* [INSTRUCTION]
Return each line of the listing that contains the string "this".

[Records with interface code]
+ + + + + + +

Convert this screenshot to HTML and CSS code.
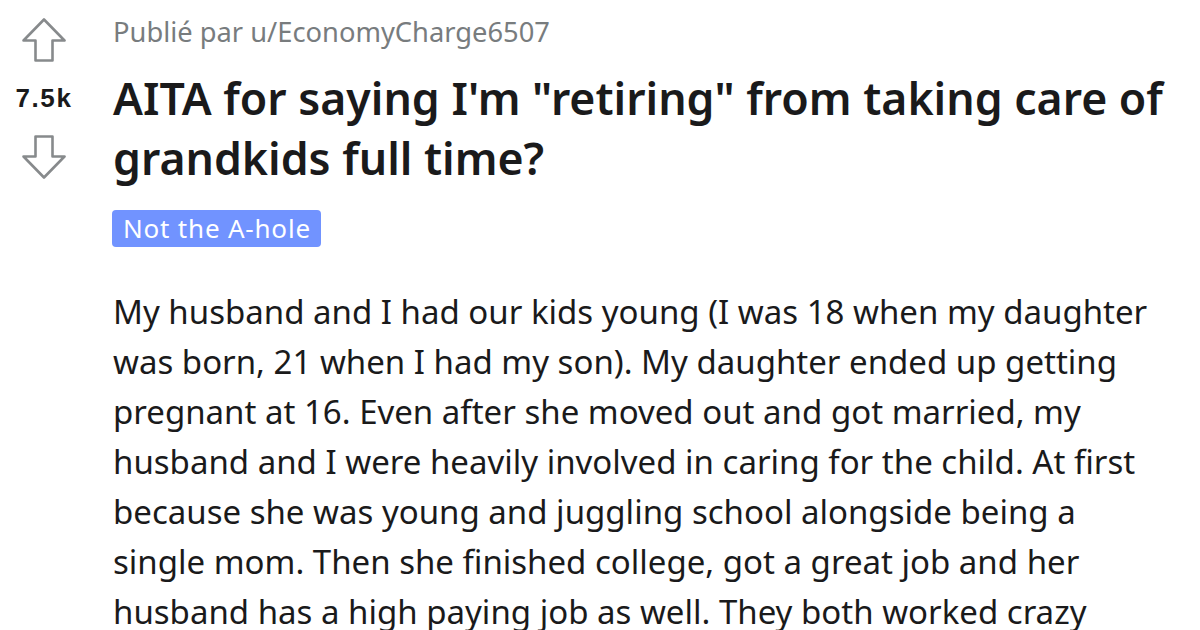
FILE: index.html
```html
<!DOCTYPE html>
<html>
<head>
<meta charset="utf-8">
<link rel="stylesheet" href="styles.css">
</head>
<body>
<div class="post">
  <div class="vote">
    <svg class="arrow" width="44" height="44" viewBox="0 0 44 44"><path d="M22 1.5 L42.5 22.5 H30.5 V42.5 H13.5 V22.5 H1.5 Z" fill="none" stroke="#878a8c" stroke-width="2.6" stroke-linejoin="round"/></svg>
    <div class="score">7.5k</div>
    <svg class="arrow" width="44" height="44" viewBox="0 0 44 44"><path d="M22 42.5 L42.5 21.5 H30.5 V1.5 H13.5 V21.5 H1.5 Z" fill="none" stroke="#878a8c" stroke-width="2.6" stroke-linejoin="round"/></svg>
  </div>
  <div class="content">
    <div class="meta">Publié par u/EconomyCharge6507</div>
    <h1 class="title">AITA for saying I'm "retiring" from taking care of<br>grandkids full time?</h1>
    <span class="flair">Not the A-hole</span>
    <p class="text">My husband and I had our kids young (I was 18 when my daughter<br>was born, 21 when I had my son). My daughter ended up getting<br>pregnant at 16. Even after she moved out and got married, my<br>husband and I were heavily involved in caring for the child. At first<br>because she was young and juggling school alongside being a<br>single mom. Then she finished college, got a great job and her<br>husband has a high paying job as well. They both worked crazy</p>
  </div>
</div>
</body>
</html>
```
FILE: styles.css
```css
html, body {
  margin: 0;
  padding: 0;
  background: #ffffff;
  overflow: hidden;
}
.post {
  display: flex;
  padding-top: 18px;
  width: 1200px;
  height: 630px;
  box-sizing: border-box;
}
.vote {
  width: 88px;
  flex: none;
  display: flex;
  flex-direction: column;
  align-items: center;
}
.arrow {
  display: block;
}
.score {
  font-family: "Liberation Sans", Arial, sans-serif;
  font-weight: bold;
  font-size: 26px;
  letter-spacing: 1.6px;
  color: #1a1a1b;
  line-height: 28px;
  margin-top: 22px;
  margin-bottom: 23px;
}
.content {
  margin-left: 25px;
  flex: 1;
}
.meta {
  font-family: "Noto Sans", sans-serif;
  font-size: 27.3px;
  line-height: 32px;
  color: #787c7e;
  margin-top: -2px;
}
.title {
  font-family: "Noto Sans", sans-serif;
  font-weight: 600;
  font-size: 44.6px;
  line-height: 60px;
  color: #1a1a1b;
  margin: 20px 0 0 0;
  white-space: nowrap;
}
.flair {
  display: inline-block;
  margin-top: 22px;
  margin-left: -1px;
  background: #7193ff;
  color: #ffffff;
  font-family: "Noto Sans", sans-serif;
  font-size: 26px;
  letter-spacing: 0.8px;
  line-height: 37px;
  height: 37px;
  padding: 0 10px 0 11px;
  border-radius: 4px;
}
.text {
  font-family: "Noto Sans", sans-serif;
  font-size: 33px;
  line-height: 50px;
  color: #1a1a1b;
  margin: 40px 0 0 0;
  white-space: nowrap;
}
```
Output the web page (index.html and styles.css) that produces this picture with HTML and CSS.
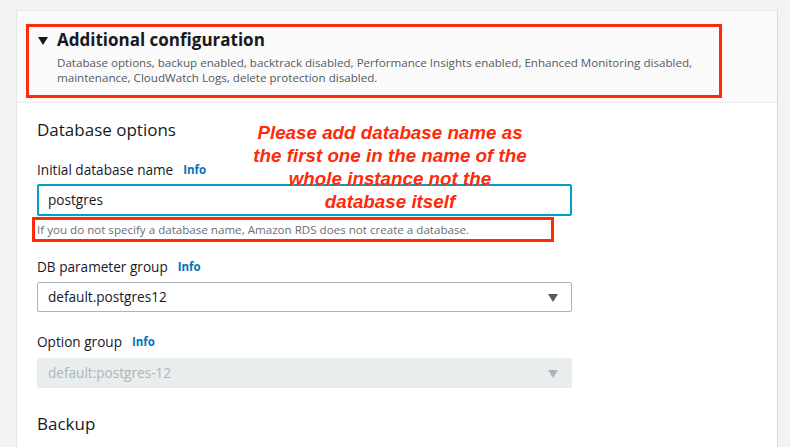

+ + + + + + +

* [WORKED SOLUTION]
Convert this screenshot to HTML and CSS code.
Output the web page (index.html and styles.css) that produces this picture with HTML and CSS.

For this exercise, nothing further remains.